17 Şubat BirGün Gazetesi FD Röportajı

Mesaj gönderen sarven »

Bu ülkede gün geçtikçe yabancılaşacağımızı hissediyorum


"Ülkenin en keyifsiz, huzursuz, ve gerilimli olduğu bir döneme denk düştü albüm. Bu gündemin içinde ne bu albümün ne de başka bir şeyin pek önemi kalıyor. Bir yerden bakıldığında 'Uykusuza Masallar'a gerçekten masal gibi de bakılabilir"

TACIM AÇIK

Eli yüzü düzgün şarkılarla 90'lı yıllardan bu yana hikâyesini anlatan Feridun Düzağaç, kendi dramasına dinleyiciyi ortak eden isimlerden. Bülent Ortaçgil, Fikret Kızılok, Mazhar Alanson ve benzeri şarkıcıların başı çektiği ozan geleneğinin son temsilcilerinden saydığımız şarkıcı, ustalarından edindiği müzikal form ve etkileşimleri kendi müziğiyle harmanlayarak gayet rafine şarkılar icra ediyor. Yerli müziğin üvey evladı muamelesine tabi rock müziğin dar kontenjanında varolan, geride bıraktığı ıo seneye 6 albüm sığdıran müzisyen çağdaşlarına nazaran ön planda tuttuğu müzikal karakterini kimi zaman fazlasıyla kendine dönük tutarak yenilik vaat etmeyen ama genellikle ateşi sıcak tutan şarkılara imza atıyor. 'Uykusuza Masallar' adlı yeni albümü geçtiğimiz günlerde günyüzü gören şarkıcı ilk kez beklenenin aksine mutlu da olabileceğini gösteriyor. Ağır depresyonuna mükerrer şarkıların mimarı rota değişikliğini hayatı daha az sorgulaması ve kara ruhtan uzaklaşmasıyla açıklıyor. Hikâye anlatıcısı bir şarkıcının ikili ilişkilerin sınırlı fotoğrafından çıkıp, perspektifini başka hayatlara da çekmesinin zamanı geldiğine inandığımız Feridun Düzağaç ile yeni albüm, değişen hayatı ve gündem üzerine muhabbet ettik.
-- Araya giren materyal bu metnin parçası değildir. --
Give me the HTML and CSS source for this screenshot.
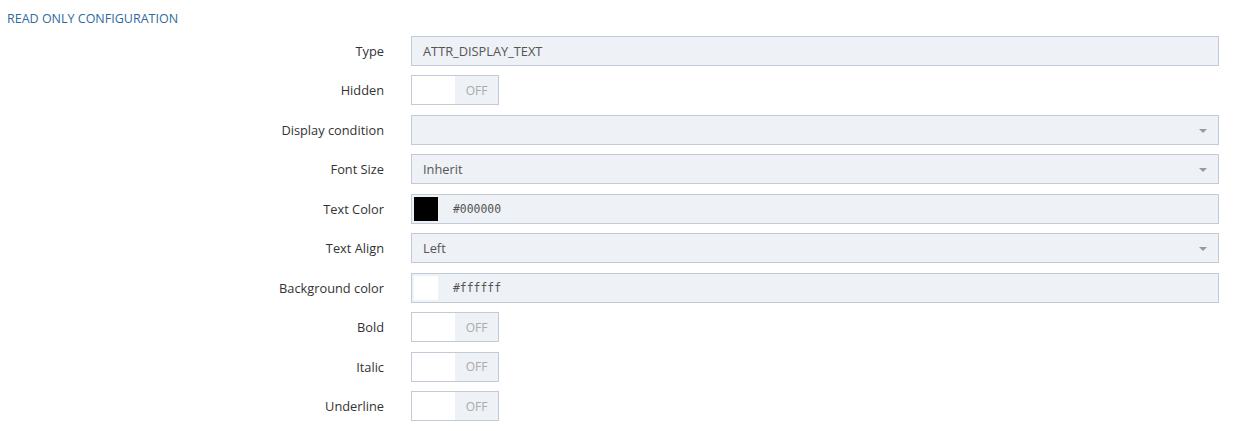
FILE: index.html
```html
<!DOCTYPE html>
<html lang="en">
<head>
    <meta charset="UTF-8">
    <title>Read only configuration</title>
    <link rel="stylesheet" href="styles.css">
</head>
<body>
    <div class="section-title">READ ONLY CONFIGURATION</div>

    <div class="config-form">
        <label class="field-label">Type</label>
        <div class="field-input">ATTR_DISPLAY_TEXT</div>

        <label class="field-label">Hidden</label>
        <div class="toggle"><span class="toggle-knob"></span><span class="toggle-off">OFF</span></div>

        <label class="field-label">Display condition</label>
        <div class="field-input field-select"></div>

        <label class="field-label">Font Size</label>
        <div class="field-input field-select">Inherit</div>

        <label class="field-label">Text Color</label>
        <div class="field-input field-color"><span class="swatch swatch-black"></span><span class="hex">#000000</span></div>

        <label class="field-label">Text Align</label>
        <div class="field-input field-select">Left</div>

        <label class="field-label">Background color</label>
        <div class="field-input field-color"><span class="swatch swatch-white"></span><span class="hex">#ffffff</span></div>

        <label class="field-label">Bold</label>
        <div class="toggle"><span class="toggle-knob"></span><span class="toggle-off">OFF</span></div>

        <label class="field-label">Italic</label>
        <div class="toggle"><span class="toggle-knob"></span><span class="toggle-off">OFF</span></div>

        <label class="field-label">Underline</label>
        <div class="toggle"><span class="toggle-knob"></span><span class="toggle-off">OFF</span></div>
    </div>
</body>
</html>
```
FILE: styles.css
```css
body {
    font-family: "Open Sans", Arial, sans-serif;
    font-size: 12.8px;
    color: #333;
    background: #fff;
    margin: 0;
    padding: 10px 0 0 7px;
}
.section-title {
    color: #2e6b9e;
    font-size: 12.5px;
    line-height: 18px;
}
.config-form {
    display: grid;
    grid-template-columns: 377px 808px;
    column-gap: 27px;
    row-gap: 9.5px;
    margin-top: 7.5px;
    align-items: center;
}
.field-label {
    text-align: right;
    color: #333;
}
.field-input {
    box-sizing: border-box;
    height: 30px;
    background: #eef1f5;
    border: 1px solid #c2cad8;
    padding: 0 11px;
    color: #555;
    display: flex;
    align-items: center;
}
.field-select {
    position: relative;
}
.field-select::after {
    content: "";
    position: absolute;
    right: 11px;
    top: 13px;
    border-left: 4px solid transparent;
    border-right: 4px solid transparent;
    border-top: 4px solid #999;
}
.field-color {
    padding-left: 2px;
}
.swatch {
    width: 24px;
    height: 24px;
    margin-right: 15px;
}
.swatch-black {
    background: #000;
}
.swatch-white {
    background: #fff;
}
.hex {
    font-family: "DejaVu Sans Mono", monospace;
    font-size: 11.4px;
    color: #555;
}
.toggle {
    box-sizing: border-box;
    width: 88px;
    height: 30px;
    border: 1px solid #c2cad8;
    display: flex;
}
.toggle-knob {
    width: 43px;
    background: #fff;
}
.toggle-off {
    flex: 1;
    background: #eef1f5;
    color: #aaa;
    font-size: 12px;
    display: flex;
    align-items: center;
    justify-content: center;
}
```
»Uykusuza Masallar'ın sound'u diğer albümlerinize kıyasla daha mutlu tınlıyor. Şarkılar mı sizi yönlendirdi, siz mi şarkıları?
"Orijinal Altyazılı"dan beri söylemeye çalıştığım daha eğlenceli ve daha pozitif şarkılar yapma hevesimi bu albümle, özellikle "Hazır Cevap", "Çok Aşık" gibi kimi şarkılarla tatmin ettiğimi düşünüyorum. Kendi albümüm üzerine konuşuyor olmak çok doğru gelemeyebilir ama bence çok neşeli, gülümseyen bir albüm oldu. Ve hafifmeşrep bir algılayış var hayatı. Müzikal olarak da sözlerin geri planda kalmayacağı bir albüm. "Tüm Hakları Yalnızlığıma Aittir" çok kara bir albümdü. Bu hali bence çok daha uygun.
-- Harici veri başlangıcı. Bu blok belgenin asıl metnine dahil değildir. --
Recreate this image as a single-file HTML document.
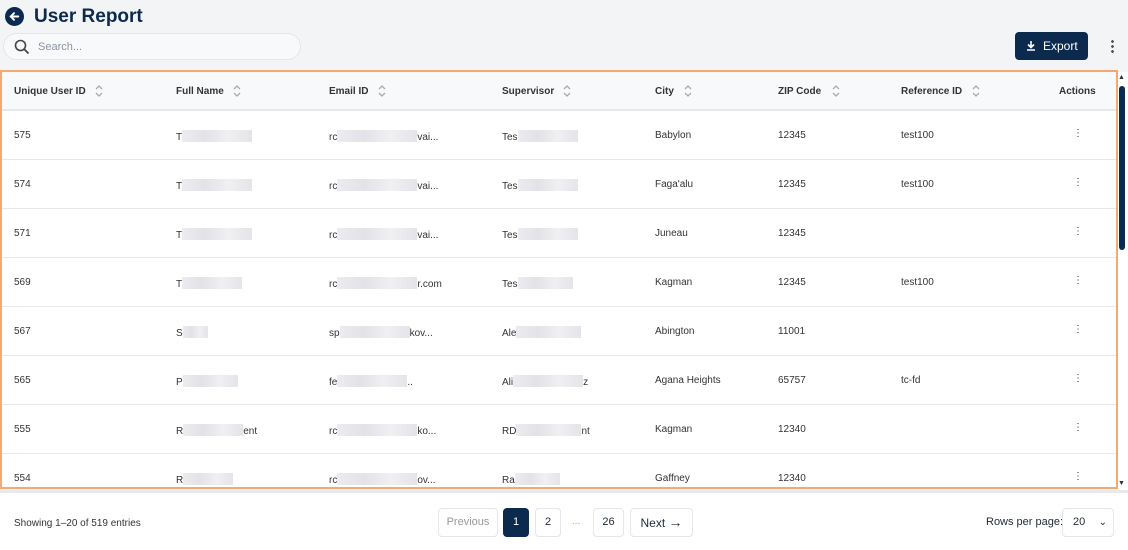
<!DOCTYPE html>
<html><head><meta charset="utf-8"><style>
*{box-sizing:border-box;margin:0;padding:0}
body{width:1128px;height:550px;overflow:hidden;background:#f3f4f6;font-family:"Liberation Sans",sans-serif;color:#1f2937;position:relative}
.abs{position:absolute}
h1{position:absolute;left:34px;top:6px;font-size:19px;font-weight:700;color:#0c2a4d}
.search{left:3px;top:33px;width:298px;height:27px;border:1px solid #e3e6ea;border-radius:14px;background:#f8f9fb}
.search span{position:absolute;left:34px;top:7px;font-size:11px;color:#8a94a3}
.export{left:1015px;top:32px;width:73px;height:28px;background:#0c2a4d;border-radius:4px;color:#fff;font-size:12px;line-height:28px;padding-left:28px}
.tbl{left:0;top:70px;width:1118px;height:419px;border:2px solid #f6a96f;background:#fff;overflow:hidden}
.hdr{position:absolute;left:0;top:0;width:100%;height:39px;background:#f7f9fb;border-bottom:2px solid #e6e8eb}
.hdr div{position:absolute;top:14px;font-size:10px;font-weight:700;color:#333}
.hdr svg{position:absolute;top:-3px}
.row{position:absolute;left:0;width:100%;height:49px;border-bottom:1px solid #e6e8eb}
.row div{position:absolute;top:19px;font-size:10px;color:#333;white-space:nowrap}
.b{display:inline-block;height:12px;vertical-align:-2px;background:linear-gradient(90deg,#ececf0,#e2e2e7,#f0f0f3,#e4e4e9)}
.dots{font-size:12px;color:#999;top:17px!important}
.foot{left:0;top:490px;width:1128px;height:60px;background:#fff;border-top:3px solid #e8e9ed}
.pg{position:absolute;top:15px;height:29px;border:1px solid #e3e6ea;border-radius:4px;font-size:11px;line-height:27px;text-align:center;background:#fff}
</style></head><body>
<svg class="abs" style="left:5px;top:7px" width="19" height="19" viewBox="0 0 20 20"><circle cx="10" cy="10" r="10" fill="#0c2a4d"/><path d="M14 10H6M9.5 6.5L6 10l3.5 3.5" stroke="#fff" stroke-width="2" fill="none" stroke-linecap="round"/></svg>
<h1>User Report</h1>
<div class="abs search"><svg class="abs" style="left:10px;top:5px" width="16" height="16" viewBox="0 0 16 16"><circle cx="6.5" cy="6.5" r="5" stroke="#444" stroke-width="1.6" fill="none"/><path d="M10.3 10.3L14.5 14.5" stroke="#444" stroke-width="1.8"/></svg><span>Search...</span></div>
<div class="abs export"><svg class="abs" style="left:11px;top:9px" width="10" height="10" viewBox="0 0 10 10"><path d="M5 0v6M2 3.5L5 6.5 8 3.5M1 9h8" stroke="#fff" stroke-width="1.6" fill="none"/></svg>Export</div>
<div class="abs" style="left:1111px;top:39px;width:3px;height:14px;background:radial-gradient(circle,#555 1.3px,transparent 1.5px) 0 0/3px 5px"></div>
<div class="abs tbl">
<div class="hdr">
<div style="left:12px">Unique User ID<svg style="left:80px" width="10" height="16" viewBox="0 0 10 16"><path d="M2 6l3-3 3 3M2 10l3 3 3-3" stroke="#aaa" stroke-width="1.3" fill="none"/></svg></div>
<div style="left:174px">Full Name<svg style="left:56px" width="10" height="16" viewBox="0 0 10 16"><path d="M2 6l3-3 3 3M2 10l3 3 3-3" stroke="#aaa" stroke-width="1.3" fill="none"/></svg></div>
<div style="left:327px">Email ID<svg style="left:48px" width="10" height="16" viewBox="0 0 10 16"><path d="M2 6l3-3 3 3M2 10l3 3 3-3" stroke="#aaa" stroke-width="1.3" fill="none"/></svg></div>
<div style="left:500px">Supervisor<svg style="left:60px" width="10" height="16" viewBox="0 0 10 16"><path d="M2 6l3-3 3 3M2 10l3 3 3-3" stroke="#aaa" stroke-width="1.3" fill="none"/></svg></div>
<div style="left:653px">City<svg style="left:28px" width="10" height="16" viewBox="0 0 10 16"><path d="M2 6l3-3 3 3M2 10l3 3 3-3" stroke="#aaa" stroke-width="1.3" fill="none"/></svg></div>
<div style="left:776px">ZIP Code<svg style="left:53px" width="10" height="16" viewBox="0 0 10 16"><path d="M2 6l3-3 3 3M2 10l3 3 3-3" stroke="#aaa" stroke-width="1.3" fill="none"/></svg></div>
<div style="left:899px">Reference ID<svg style="left:70px" width="10" height="16" viewBox="0 0 10 16"><path d="M2 6l3-3 3 3M2 10l3 3 3-3" stroke="#aaa" stroke-width="1.3" fill="none"/></svg></div>
<div style="left:1057px">Actions</div>
</div>
<div class="row" style="top:39px"><div style="left:12px">575</div><div style="left:174px">T<span class="b" style="width:70px"></span></div><div style="left:327px">rc<span class="b" style="width:80px"></span>vai...</div><div style="left:500px">Tes<span class="b" style="width:60px"></span></div><div style="left:653px">Babylon</div><div style="left:776px">12345</div><div style="left:899px">test100</div><div class="dots" style="left:1071px">⋮</div></div>
<div class="row" style="top:88px"><div style="left:12px">574</div><div style="left:174px">T<span class="b" style="width:70px"></span></div><div style="left:327px">rc<span class="b" style="width:80px"></span>vai...</div><div style="left:500px">Tes<span class="b" style="width:60px"></span></div><div style="left:653px">Faga'alu</div><div style="left:776px">12345</div><div style="left:899px">test100</div><div class="dots" style="left:1071px">⋮</div></div>
<div class="row" style="top:137px"><div style="left:12px">571</div><div style="left:174px">T<span class="b" style="width:70px"></span></div><div style="left:327px">rc<span class="b" style="width:80px"></span>vai...</div><div style="left:500px">Tes<span class="b" style="width:60px"></span></div><div style="left:653px">Juneau</div><div style="left:776px">12345</div><div class="dots" style="left:1071px">⋮</div></div>
<div class="row" style="top:186px"><div style="left:12px">569</div><div style="left:174px">T<span class="b" style="width:60px"></span></div><div style="left:327px">rc<span class="b" style="width:80px"></span>r.com</div><div style="left:500px">Tes<span class="b" style="width:55px"></span></div><div style="left:653px">Kagman</div><div style="left:776px">12345</div><div style="left:899px">test100</div><div class="dots" style="left:1071px">⋮</div></div>
<div class="row" style="top:235px"><div style="left:12px">567</div><div style="left:174px">S<span class="b" style="width:25px"></span></div><div style="left:327px">sp<span class="b" style="width:70px"></span>kov...</div><div style="left:500px">Ale<span class="b" style="width:65px"></span></div><div style="left:653px">Abington</div><div style="left:776px">11001</div><div class="dots" style="left:1071px">⋮</div></div>
<div class="row" style="top:284px"><div style="left:12px">565</div><div style="left:174px">P<span class="b" style="width:55px"></span></div><div style="left:327px">fe<span class="b" style="width:70px"></span>..</div><div style="left:500px">Ali<span class="b" style="width:70px"></span>z</div><div style="left:653px">Agana Heights</div><div style="left:776px">65757</div><div style="left:899px">tc-fd</div><div class="dots" style="left:1071px">⋮</div></div>
<div class="row" style="top:333px"><div style="left:12px">555</div><div style="left:174px">R<span class="b" style="width:60px"></span>ent</div><div style="left:327px">rc<span class="b" style="width:80px"></span>ko...</div><div style="left:500px">RD<span class="b" style="width:65px"></span>nt</div><div style="left:653px">Kagman</div><div style="left:776px">12340</div><div class="dots" style="left:1071px">⋮</div></div>
<div class="row" style="top:382px"><div style="left:12px">554</div><div style="left:174px">R<span class="b" style="width:50px"></span></div><div style="left:327px">rc<span class="b" style="width:80px"></span>ov...</div><div style="left:500px">Ra<span class="b" style="width:45px"></span></div><div style="left:653px">Gaffney</div><div style="left:776px">12340</div><div class="dots" style="left:1071px">⋮</div></div>
</div>
<div class="abs" style="left:1118px;top:72px;width:10px;height:418px;background:#fff"></div>
<div class="abs" style="left:1119px;top:86px;width:6px;height:164px;background:#0c2a4d;border-radius:3px"></div>
<div class="abs" style="left:1118px;top:74px;font-size:7px;color:#333">▲</div>
<div class="abs" style="left:1118px;top:480px;font-size:7px;color:#333">▼</div>
<div class="abs foot">
<div class="abs" style="left:14px;top:25px;font-size:10px;color:#333">Showing 1–20 of 519 entries</div>
<div class="pg" style="left:438px;width:60px;color:#999">Previous</div>
<div class="pg" style="left:503px;width:26px;background:#0c2a4d;color:#fff;border-color:#0c2a4d">1</div>
<div class="pg" style="left:535px;width:26px">2</div>
<div class="abs" style="left:572px;top:23px;font-size:10px;color:#aaa">...</div>
<div class="pg" style="left:593px;width:31px">26</div>
<div class="pg" style="left:630px;width:63px;font-size:12px">Next <b style="font-size:14px">→</b></div>
<div class="abs" style="left:986px;top:23px;font-size:11px">Rows per page:</div>
<div class="pg" style="left:1062px;width:52px;text-align:left;padding-left:10px">20 <span style="position:absolute;right:6px;font-size:10px">⌄</span></div>
</div>
</body></html>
»40 yaşla beraber daha depresif bir sound beklenirken siz tersten aktınız. Yeni seçimlerinizde neler etkili oldu?
30 yaşımı kutladığımda çok rahatsız olmuştum, 'Gençlik gitti galiba' filan diyordum, kendimi kötü hissetmiştim. 35 bir erkek için -gerçekten şairlerin de dediği gibi- bir kırılma noktası. 35'ten sonra her şey geriye döndü benim için. Daha hoşgörülü olmaya başladım. Hep düşümde ve içimde yaşadığım için mutlu olmaya karşı bir açlık vardı demek ki. Yeni yeni bunları çözüyorum ve bir şeyleri çözdükçe insan rahatlıyor, bu rahatlık da hem yazarken hem de müzikal olarak kurgularken söz-yazarlığınızı tetikliyor.
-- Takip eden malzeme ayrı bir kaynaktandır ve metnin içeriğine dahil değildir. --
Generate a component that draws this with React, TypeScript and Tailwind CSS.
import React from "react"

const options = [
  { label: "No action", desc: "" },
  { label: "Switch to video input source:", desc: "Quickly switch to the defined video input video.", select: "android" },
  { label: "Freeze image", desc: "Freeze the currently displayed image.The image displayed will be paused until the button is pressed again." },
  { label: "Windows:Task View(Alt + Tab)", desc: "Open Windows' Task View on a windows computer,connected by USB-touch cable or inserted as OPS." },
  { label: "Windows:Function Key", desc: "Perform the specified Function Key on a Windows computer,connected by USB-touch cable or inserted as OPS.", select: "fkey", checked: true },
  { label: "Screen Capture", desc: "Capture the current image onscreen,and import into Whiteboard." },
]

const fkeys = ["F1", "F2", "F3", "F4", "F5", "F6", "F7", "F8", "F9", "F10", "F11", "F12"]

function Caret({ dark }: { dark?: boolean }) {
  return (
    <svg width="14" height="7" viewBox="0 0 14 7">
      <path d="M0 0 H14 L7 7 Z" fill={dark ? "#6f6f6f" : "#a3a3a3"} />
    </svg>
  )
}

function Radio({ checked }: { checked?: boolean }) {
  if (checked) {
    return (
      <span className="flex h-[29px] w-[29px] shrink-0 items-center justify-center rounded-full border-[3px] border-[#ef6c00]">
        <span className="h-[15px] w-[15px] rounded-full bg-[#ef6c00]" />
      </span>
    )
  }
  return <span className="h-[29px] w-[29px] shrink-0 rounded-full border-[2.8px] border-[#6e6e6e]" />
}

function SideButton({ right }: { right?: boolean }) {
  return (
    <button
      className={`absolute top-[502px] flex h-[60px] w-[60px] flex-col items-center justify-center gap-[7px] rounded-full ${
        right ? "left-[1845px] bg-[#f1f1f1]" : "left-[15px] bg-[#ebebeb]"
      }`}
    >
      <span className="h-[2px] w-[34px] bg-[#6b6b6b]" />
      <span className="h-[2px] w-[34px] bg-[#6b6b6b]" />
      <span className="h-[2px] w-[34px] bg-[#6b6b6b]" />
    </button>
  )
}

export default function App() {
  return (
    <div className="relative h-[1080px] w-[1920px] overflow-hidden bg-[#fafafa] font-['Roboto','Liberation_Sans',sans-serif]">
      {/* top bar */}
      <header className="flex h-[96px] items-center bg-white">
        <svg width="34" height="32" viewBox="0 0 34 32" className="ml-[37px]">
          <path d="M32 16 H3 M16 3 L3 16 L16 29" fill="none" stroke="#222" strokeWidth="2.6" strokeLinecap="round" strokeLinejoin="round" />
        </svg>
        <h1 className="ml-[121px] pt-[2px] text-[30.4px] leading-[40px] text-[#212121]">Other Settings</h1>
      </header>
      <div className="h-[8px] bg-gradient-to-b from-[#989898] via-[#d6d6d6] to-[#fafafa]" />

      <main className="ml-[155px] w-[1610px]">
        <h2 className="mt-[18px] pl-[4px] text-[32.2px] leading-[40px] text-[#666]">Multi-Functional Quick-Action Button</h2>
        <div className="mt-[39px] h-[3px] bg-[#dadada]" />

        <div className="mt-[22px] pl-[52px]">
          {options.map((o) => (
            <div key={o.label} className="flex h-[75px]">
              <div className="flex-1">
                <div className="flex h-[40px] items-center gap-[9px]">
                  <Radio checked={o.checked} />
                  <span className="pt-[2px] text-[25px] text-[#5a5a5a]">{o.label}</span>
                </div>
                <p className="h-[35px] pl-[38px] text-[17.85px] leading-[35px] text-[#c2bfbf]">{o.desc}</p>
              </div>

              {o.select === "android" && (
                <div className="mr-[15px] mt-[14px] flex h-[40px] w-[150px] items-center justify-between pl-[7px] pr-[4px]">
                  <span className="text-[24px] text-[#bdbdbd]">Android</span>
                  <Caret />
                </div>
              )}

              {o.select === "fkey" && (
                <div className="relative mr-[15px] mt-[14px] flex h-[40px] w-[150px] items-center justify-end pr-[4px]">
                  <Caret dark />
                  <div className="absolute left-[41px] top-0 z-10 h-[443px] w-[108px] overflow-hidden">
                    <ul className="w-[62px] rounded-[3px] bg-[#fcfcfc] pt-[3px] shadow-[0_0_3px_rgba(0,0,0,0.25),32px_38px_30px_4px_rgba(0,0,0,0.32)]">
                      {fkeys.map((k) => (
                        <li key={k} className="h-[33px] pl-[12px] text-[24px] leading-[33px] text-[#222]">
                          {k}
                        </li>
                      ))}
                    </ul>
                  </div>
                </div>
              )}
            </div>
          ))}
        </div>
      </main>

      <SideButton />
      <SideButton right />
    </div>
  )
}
Eskisiyle kıyasla hayatı daha az mı sorgulamaya başladınız?
Eskiden hayatla kavgam çok yoğundu. Şimdi hayata karşı guard'ımı da düşürdüm açıkçası.. Çok 'carpe diem' keskinliğinde olmasa da, ne gelirse hayattan ve ne gelirse insana dair diye bakıyorum artık.

Benzer formüllerle şarkılar yaptığınızı düşünürsek yeni hayat yeni şarkılara kapı açacak mı?
Geride bıraktığınız albüm ve şarkı sayısı hatırı sayılır ve kayda değer bir noktaya geldikten sonra ileriye dair yazacağınız şeyleri daha çok ölçüp biçiyorsunuz. Kendimi tekrar etmekten çok korkuyorum ve böyle bir eleştirinin gelmesi zoruma gider. Ki her şarkıya-zarı, her edebiyatçı, her şairi tehdit eden bir şeydir bu.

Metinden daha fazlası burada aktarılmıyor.